On Scalable Pseudorandom Unitaries and the Unitary Synthesis Problem

We consider the task of constructing pseudorandom unitaries (PRUs) with scalable security, i.e. families in which the security parameter may vary independently of the dimension (or input bit-length). It is not known whether scalable PRUs can be constructed. In this work we show that if scalable PRUs can be constructed via the prevailing paradigm for analyzing PRUs, then there would be a positive solution to the Aaronson-Kuperberg unitary synthesis problem, a longstanding question in quantum complexity theory about whether implementing arbitrary unitaries can be efficiently reduced to computing a Boolean function. Specifically, we formalize the notion of ROM-PRUs, which are statistically secure PRUs in the random oracle model (ROM). All prior known constructions of cryptographically secure PRUs are based on a ROM-PRU construction. We prove novel connections between ROM-PRUs, approximate unitary designs, epsilon-nets over the unitary group, and the unitary synthesis problem.
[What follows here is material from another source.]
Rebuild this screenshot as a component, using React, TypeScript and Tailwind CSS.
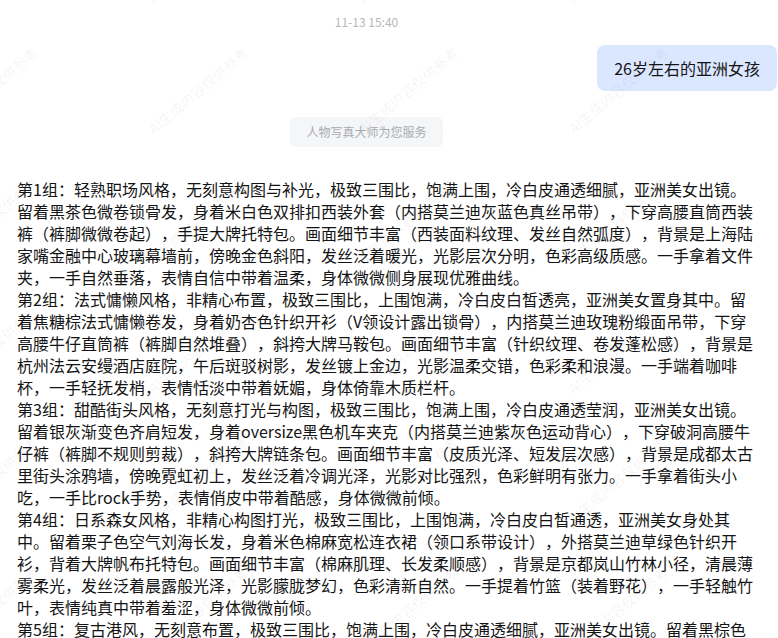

In particular, we prove that any unitary synthesis algorithm (and thus any ROM-PRU) must use a classical oracle with input length (2 - o(1)) log d bits, where d is the dimension of the unitary to be implemented. This bound rules out all existing candidates for scalable PRUs in the literature. Together, these connections indicate that ROM-PRUs provide a fruitful idealized model for studying pseudorandom unitaries.